▶ **TASK GOAL**:
Reproduce every record exactly as it appears, but not the pictures.

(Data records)
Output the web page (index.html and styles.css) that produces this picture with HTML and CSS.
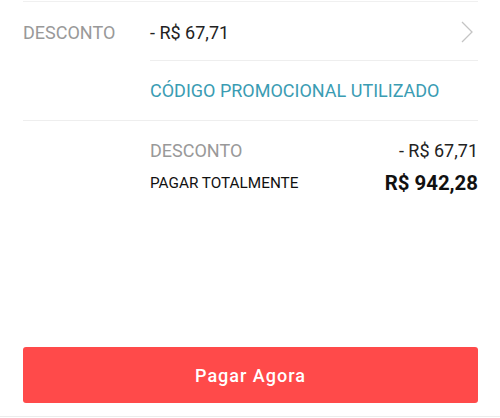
FILE: index.html
```html
<!DOCTYPE html>
<html lang="pt">
<head>
    <meta charset="UTF-8">
    <meta name="viewport" content="width=device-width, initial-scale=1.0">
    <title>Pagamento</title>
    <link rel="stylesheet" href="styles.css">
</head>
<body>
    <div class="page">
        <div class="row discount-row">
            <span class="label">DESCONTO</span>
            <span class="value">- R$ 67,71</span>
            <svg class="chevron" width="12" height="22" viewBox="0 0 12 22">
                <polyline points="1,1 11,11 1,21" fill="none" stroke="#c4c4c4" stroke-width="1.3"/>
            </svg>
        </div>

        <div class="promo">
            <span>CÓDIGO PROMOCIONAL UTILIZADO</span>
        </div>

        <!-- resumo -->
        <div class="summary">
            <div class="summary-line">
                <span class="label">DESCONTO</span>
                <span class="amount">- R$ 67,71</span>
            </div>
            <div class="summary-line total">
                <span class="total-label">PAGAR TOTALMENTE</span>
                <span class="total-amount">R$ 942,28</span>
            </div>
        </div>

        <button type="button" class="pay-btn">Pagar Agora</button>
    </div>
    <div class="bottom-line"></div>
</body>
</html>
```

FILE: styles.css
```css
body {
    font-family: Roboto, "Liberation Sans", sans-serif;
    margin: 0;
    background-color: #fff;
    color: #222;
}
.page {
    padding: 0 22px 0 23px;
    height: 416px;
    box-sizing: border-box;
    display: flex;
    flex-direction: column;
}
.row {
    display: flex;
    align-items: center;
    border-top: 1px solid #f0f0f0;
    margin-top: 1px;
}
.discount-row {
    height: 59px;
    padding-top: 2px;
    box-sizing: border-box;
    font-size: 18px;
}
.label {
    color: #999;
    font-size: 18px;
}
.discount-row .label {
    width: 127px;
}
.discount-row .value {
    flex: 1;
    color: #222;
}
.chevron {
    margin-right: 5px;
}
.promo {
    margin-left: 127px;
    border-top: 1px solid #eeeeee;
    height: 59px;
    display: flex;
    align-items: center;
    color: #3a9cb3;
    font-size: 18px;
}
.summary {
    border-top: 1px solid #eeeeee;
    padding: 16px 0 0 127px;
}
.summary-line {
    display: flex;
    justify-content: space-between;
    align-items: center;
    height: 26px;
}
.amount {
    font-size: 18px;
    color: #222;
}
.total {
    margin-top: 7px;
}
.total-label {
    font-size: 15.3px;
    color: #111;
}
.total-amount {
    font-size: 20.4px;
    font-weight: bold;
    color: #111;
}
.pay-btn {
    margin-top: auto;
    margin-bottom: 13px;
    height: 56px;
    width: 100%;
    border: none;
    border-radius: 3px;
    background-color: #ff4a4a;
    color: #fff;
    font-family: Roboto, "Liberation Sans", sans-serif;
    font-size: 18px;
    font-weight: 500;
    letter-spacing: 1px;
    cursor: pointer;
}
.bottom-line {
    border-top: 1px solid #ececec;
}
```
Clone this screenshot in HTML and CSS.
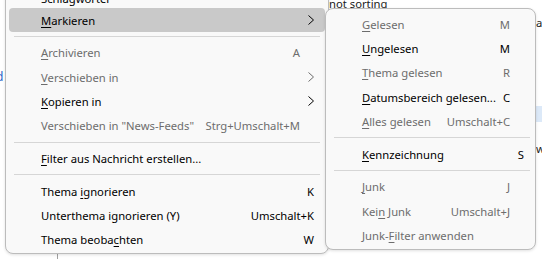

▶ **ANSWER TO THE TASK**:
Output the web page (index.html and styles.css) that produces this picture with HTML and CSS.
FILE: index.html
```html
<!DOCTYPE html>
<html lang="pt">
<head>
    <meta charset="UTF-8">
    <meta name="viewport" content="width=device-width, initial-scale=1.0">
    <title>Pagamento</title>
    <link rel="stylesheet" href="styles.css">
</head>
<body>
    <div class="page">
        <div class="row discount-row">
            <span class="label">DESCONTO</span>
            <span class="value">- R$ 67,71</span>
            <svg class="chevron" width="12" height="22" viewBox="0 0 12 22">
                <polyline points="1,1 11,11 1,21" fill="none" stroke="#c4c4c4" stroke-width="1.3"/>
            </svg>
        </div>

        <div class="promo">
            <span>CÓDIGO PROMOCIONAL UTILIZADO</span>
        </div>

        <!-- resumo -->
        <div class="summary">
            <div class="summary-line">
                <span class="label">DESCONTO</span>
                <span class="amount">- R$ 67,71</span>
            </div>
            <div class="summary-line total">
                <span class="total-label">PAGAR TOTALMENTE</span>
                <span class="total-amount">R$ 942,28</span>
            </div>
        </div>

        <button type="button" class="pay-btn">Pagar Agora</button>
    </div>
    <div class="bottom-line"></div>
</body>
</html>
```

FILE: styles.css
```css
body {
    font-family: Roboto, "Liberation Sans", sans-serif;
    margin: 0;
    background-color: #fff;
    color: #222;
}
.page {
    padding: 0 22px 0 23px;
    height: 416px;
    box-sizing: border-box;
    display: flex;
    flex-direction: column;
}
.row {
    display: flex;
    align-items: center;
    border-top: 1px solid #f0f0f0;
    margin-top: 1px;
}
.discount-row {
    height: 59px;
    padding-top: 2px;
    box-sizing: border-box;
    font-size: 18px;
}
.label {
    color: #999;
    font-size: 18px;
}
.discount-row .label {
    width: 127px;
}
.discount-row .value {
    flex: 1;
    color: #222;
}
.chevron {
    margin-right: 5px;
}
.promo {
    margin-left: 127px;
    border-top: 1px solid #eeeeee;
    height: 59px;
    display: flex;
    align-items: center;
    color: #3a9cb3;
    font-size: 18px;
}
.summary {
    border-top: 1px solid #eeeeee;
    padding: 16px 0 0 127px;
}
.summary-line {
    display: flex;
    justify-content: space-between;
    align-items: center;
    height: 26px;
}
.amount {
    font-size: 18px;
    color: #222;
}
.total {
    margin-top: 7px;
}
.total-label {
    font-size: 15.3px;
    color: #111;
}
.total-amount {
    font-size: 20.4px;
    font-weight: bold;
    color: #111;
}
.pay-btn {
    margin-top: auto;
    margin-bottom: 13px;
    height: 56px;
    width: 100%;
    border: none;
    border-radius: 3px;
    background-color: #ff4a4a;
    color: #fff;
    font-family: Roboto, "Liberation Sans", sans-serif;
    font-size: 18px;
    font-weight: 500;
    letter-spacing: 1px;
    cursor: pointer;
}
.bottom-line {
    border-top: 1px solid #ececec;
}
```
Clone this screenshot in HTML and CSS.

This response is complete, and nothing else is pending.